We use MS Word for our docs (which is a huge improvement over the earlier choice (Lotus WordPro - ugh!).
We use a wiki - specifically Confluence by Atlassian.
It's a commercial product, and it's great. One of the reasons we picked it over free/open wiki engines is that it has a full-blown WYSIWYG editor and various other features that make it more easily accessible to users who are familiar with Word.
We've also come up with a neat trick where we store images, designs, wireframes, etc. in Subversion, and then embed links in the wiki documents to those resources URLs via the Apache/SVN web interface module; notes on how we do this are here if you're interested.
Like Dylan's organisation, we also use the excellent Confluence wiki. I wrote an article about why this is better approach called Wiki is my word-processor, which should give you some reasons to change the situation.
Benefits of using a wiki for internal documentation include the following.
Word-processor users get sucked into changing the layout and typography, however good your templates are, which wastes time and reduces consistency.
A wiki provides full-text search, which you are unlikely to have for your body of the MS Word documents written by everyone.
A wiki provides a document version history; I have never heard of a team successfully keeping all revisions in Word documents and always being able to compare old versions, or using a version control system (with the possible exception of SharePoint but that's whole different failure scenario).
A wiki makes hyperlinks between documents easy; it is too hard to reliably link between documents in a collection of Word documents, so new documents end up duplicating older content into new monolithic documents which means they take more time to read and write.
Separate wiki pages can be edited by different people at the same time, and Confluence can merge changes when multiple people edit the same page at the same time; collaboration is harder with a Word document that only one person can edit at a time.

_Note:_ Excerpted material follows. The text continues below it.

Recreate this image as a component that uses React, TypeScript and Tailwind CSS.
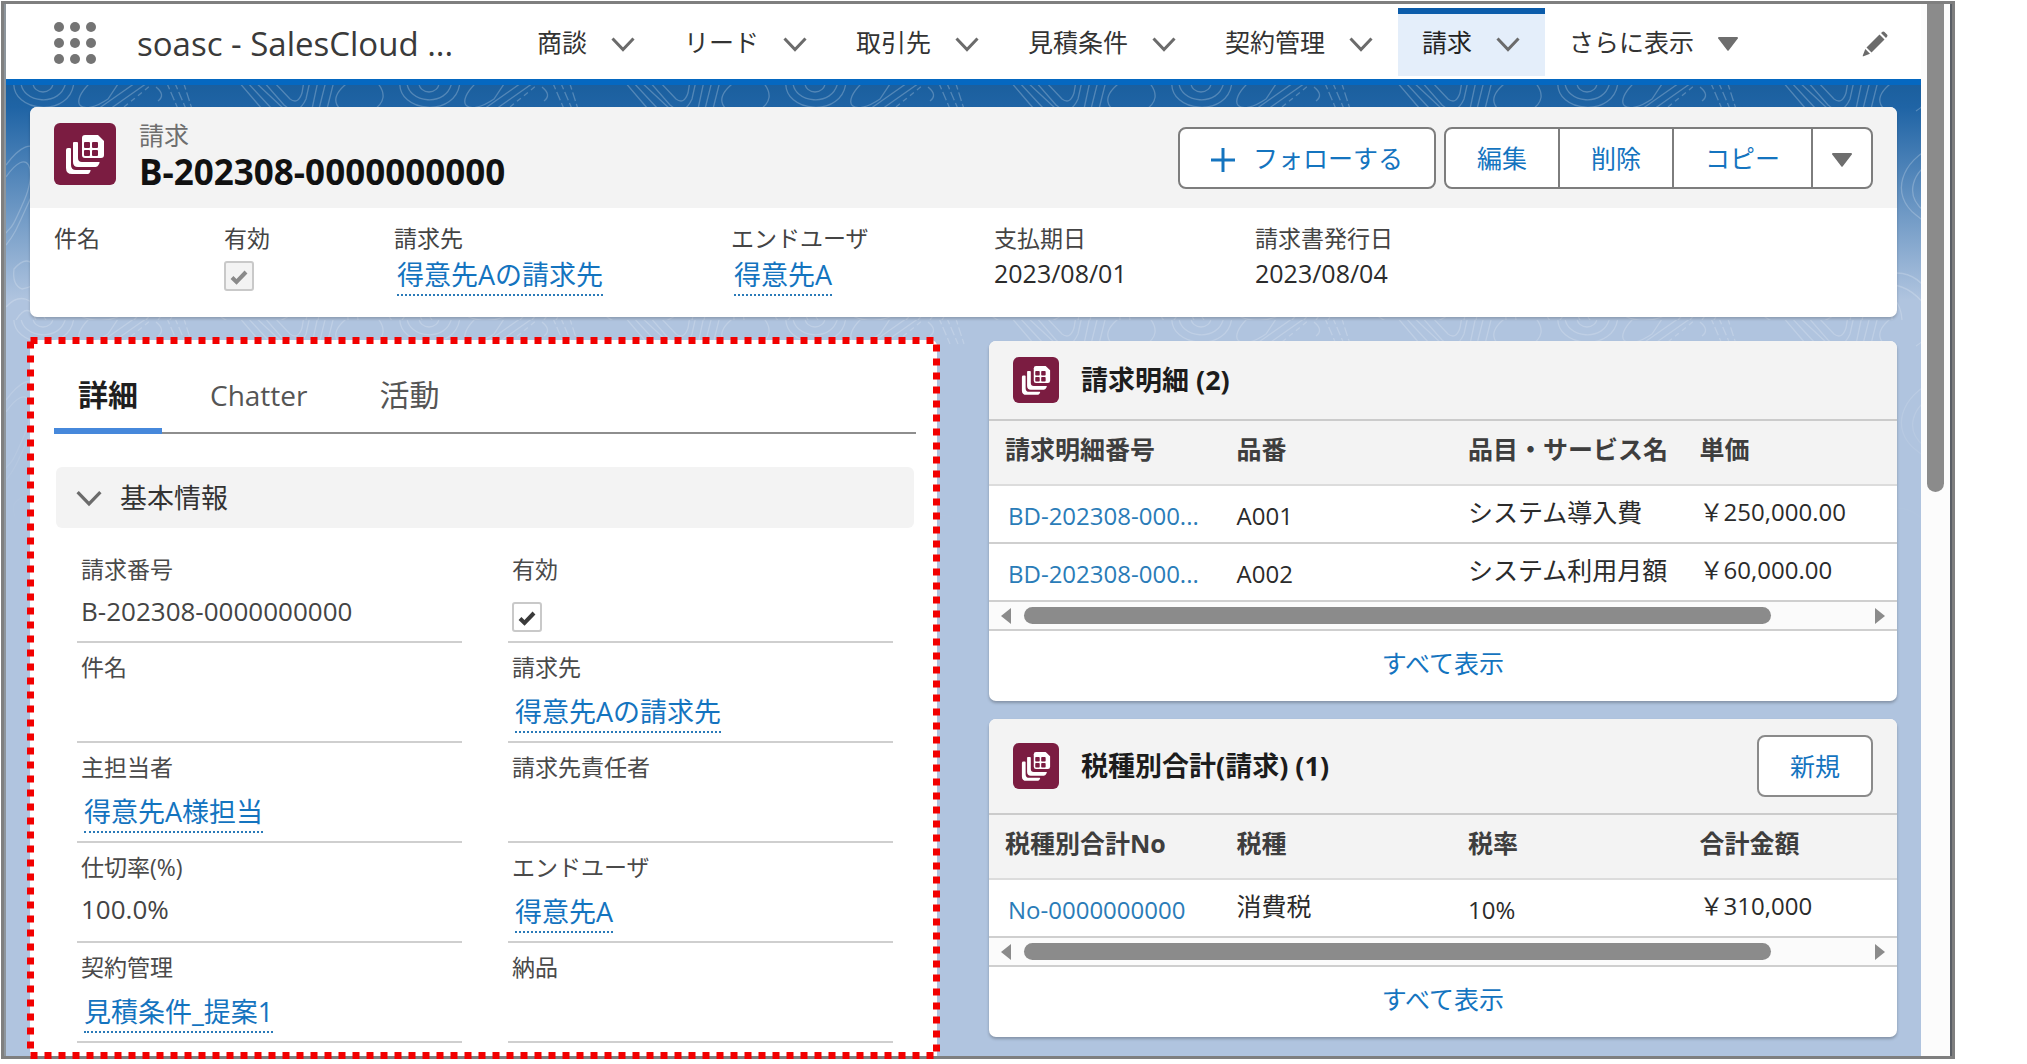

A wiki like Confluence automatically generates navigation pages based on wiki structure and tags; you need a librarian and lots of discipline to make it possible to browse a large collection of Word documents.
A wiki page usually loads and displays more quickly than a Word document.
A wiki page has more automatic meta-data; you need templates and discipline to make sure that Word documents always have Title, Author and Version set in the document properties and visible in the document on-screen and in print.
If you want more ammunition than this, then there is lots of wiki-promotion on The Atlassian Blog.
You could ask for documentation to be in OOXML (.docx, in the case of Word) format. Not as ideal as using ODT, in my opinion, however, it's still just a zip file with a bunch of XML files inside. :-)
A textual format facilitates merging your documentation with generated items such as JavaDoc, API references or data dictionaries. It also scales much better than word, which is hard to use for large documents. Finally, a format that allows includes allows multiple authors to work on a document concurrently.
LaTeX and FrameMaker (the two systems I have used for this) both have vastly superior indexing and cross-referencing capabilities and have either a native textual format or a textual version of their native format that can be included (MIF in the case of Framemaker). They are also both much more stable than word.
I've built tools that read data dictionaries and generate documentation that can be included into a larger document with stable indexing and two-way cross-referencing. The functional specification for This product was done with LaTeX in this way and got me another gig with the company. I have also developed a similar process with FrameMaker.
Is the entire development team against this requirement, or is it a small group? If it's the entire team, just ignore the mandate and use a text-based format -- wouldn't be the first time employees ignored a silly rule. Works especially well if you've not made a big fuss about it in the past. If you have, management might look especially hard at your docs.
MS Word supports document changes tracking and peer review.
The new MS Office format is fully XML based (to see this, rename a MS Word .docx file to a .zip, then unpack it to see).
Maybe Office 2007 may fit both your company requirements and your concerns ?
You can at least compare Word documents, see the "Track changes" command in the "Extra" menu, or use software like DeltaView. Found via google search first link at lifehacker.com. Searching in word documents should be possible with Google Desktop Search or other similar programs that index all files they are able to read.
Do they insist that you write it in Word or only that it's available in Word format? You could write in a text format and convert it to Word automatically.
Don't you store documentation files in some kind of Version Control System, ideally together with the source code? I would recommend to do this (makes it easy to get the documentation for old software releases).
And if you do store the docs in VCS, you will notice that plain text or XML-bases files are much better for this, because you can get diffs; also, changes between text files are usually stored more efficiently than changes between binary files.
Not to defend MS products here, but MS word can diff documents.
If you use Beyond Compare as the diff tool for your source-control system (As we do, with Perforce), it will show you differences between revisions of your Word docs. Admittedly, it only shows the textual differences - formatting changes are not shown - but this is usually enough for you to see what changed.
This is just another reason to invest in Beyond Compare, as it is one of the most polished pieces of software I've ever used - and it's the best $30 dollars (Less if you buy several) I've spent on software
There are many tools for word document comparison. I currently use a python script that puts a command-line on the built-in compare and merge functionality of word.
http://nicolas.lehuen.com/index.php/post/2005/06/30/60-comparing-microsoft-word-documents-stored-in-a-subversion-repository
It should be easy to automate word to extract all text from a word document into a text file. So you could write a script creating text files from word docs, and grep, compare, version control, Review these text files.
Of course this is not an ideal solution, since you loose your pretty formatting, but it should work.
I think there are programmes that convert Word docs to plain text. Use one of them to convert the word doc to plain text and then use diff, grep etc
Also have a look into recommended toolchain(s) for DocBook.